You may have heard over the last week that there is a big shakeup going on at Gartner, specifically in the Data Protection group at Gartner with two of their key analysts, Dave Russel and Pushan Rinnen.  Dave to join Veeam and Pushan to join Rubrik.  I also hear a third analyst at Gartner in Germany, Robert Rhame has left.  In addition, former analyst Ray Schafter joined Rubrik last month, and JP Corriveau joined Veeam.  We know this to all be true because Gartner sent out an email to their customers saying such and, since most all these folks worked on the Gartner Magic Quadrant and Critical Capabilities report for Data Center Backup and Recovery Solutions, they are delaying the execution of this report until 2019.

2017 VC Infrastructure Spend on Data Protection
2017 VC Infrastructure Spend on Data Protection

In 2017 almost 1/3 of the VC spend on infrastructure was spent on Data Protection.  I guess between that spend and the amount of hiring going on in this space, things are really heating up.  The question would be “why backup?”  Those of us who have been selling in this space for the last 20 years would say that “backup is not strategic to the data center” any more than your car insurance is strategic to the car you buy.  I mean backup is just that, insurance.  Well at least it has been for the last 20 years.  Also, those of us who have been developing solutions in this space have been saying things like “backup is evolving” or “next generation backup” for the last 20 years.  We said these things when we moved from tape-based backup to disk.  From disk to VTL, from VTL to dedupe appliances, from target based dedupe to source based dedupe and the list goes on.  While it is true these are evolutions, has there ever been a real “disruption” in the data protection busienss?

Disruptive innovation is defined as any innovation that creates a new market and value network and eventually disrupts an existing market and value network, displacing established market leading firms, products, and alliances.[1] It is my belief we are on the verge of disruptive innovation in the data protection space.  The reasons are many.  Data growth and the need to be more efficient about data management along with the new “backup” buyer all play a part in why data protection solutions will become disruptive over the next 18 to 24 months. 

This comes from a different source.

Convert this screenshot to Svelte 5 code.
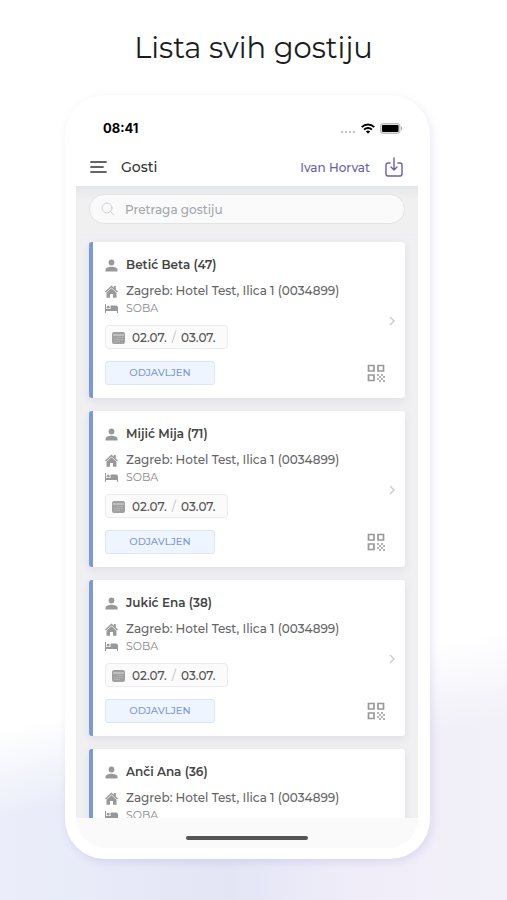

New solutions will need to do more than just “protect” data.  They will need to create the copy and enable the copy to be used for multiple purposes, recovery being perhaps the most important use case, but the data will also need to be available for things like DevOps, Analytics, Reporting etc.  We have been hearing about this for the last 24 months, especially around the evolutionary conversation of “copy data management”.  But the reality is, backup, copy management, data management as well as automation and self-service are all becoming a part of the much-needed data management of the future.  That said, how does the market evolve?  To figure it out, employ the same techniques you would researching anything else, follow the money.

Between the VCs investments over the last 12 months and the hiring of key industry veterans who have some insight as to how the market has been shaped over the last 20+ years shows signs of this evolution.  I would say, we are in the thick of it now.

The other thing to mention is that there has been a lot of speculation about having analysts who have heard all the deep dark secrets of all the backup vendors now going to work for one vendor and that being a real conflict of interest.  I believe this is a non-issue.  Two reasons.  While I can’t speak for all the analysts, I know and have worked with Dave Russel for years.  He has a great deal of integrity and while he does have a lot of knowledge about what others may be doing in the industry, I have no fear that this would have too big of an impact to other vendors in the data protection community.  Also, I think it is important to add that I have had a job as an analyst before and had a technology company hire me away.  It is important to remember that these companies are run by people who have their own view of the future of their solution, its why they picked the busienss they are in.  These people also tend to be fairly arrogant about their beliefs.  Veeam is approximately an $800M company.  Rubrik has been around for a few years, with industry veterans and raised a considerable amount of money without folks like Pushan ($292M roughly).  I am sure they all believe they know how the industry is innovating.  Having been in a position, hired to shape the future of data protection with the founder or CTO at one time or another, it’s my observation that they tend to do what they want as they tend to have control of the budget and the headcount. 

Now on the interesting side, Gartner is in a world of hurt.  We can all speculate why the backup team is now non-existent at Gartner.  I will say the analyst job I had is a great role and since Gartner will have start over in this space, it is a good chance for them to get some innovative thinkers there that have the ability to help change the thinking around data protection.  If you have aspirations for helping to define how a market shapes up, now may be a good time to become an analyst, I hear Gartner needs some people.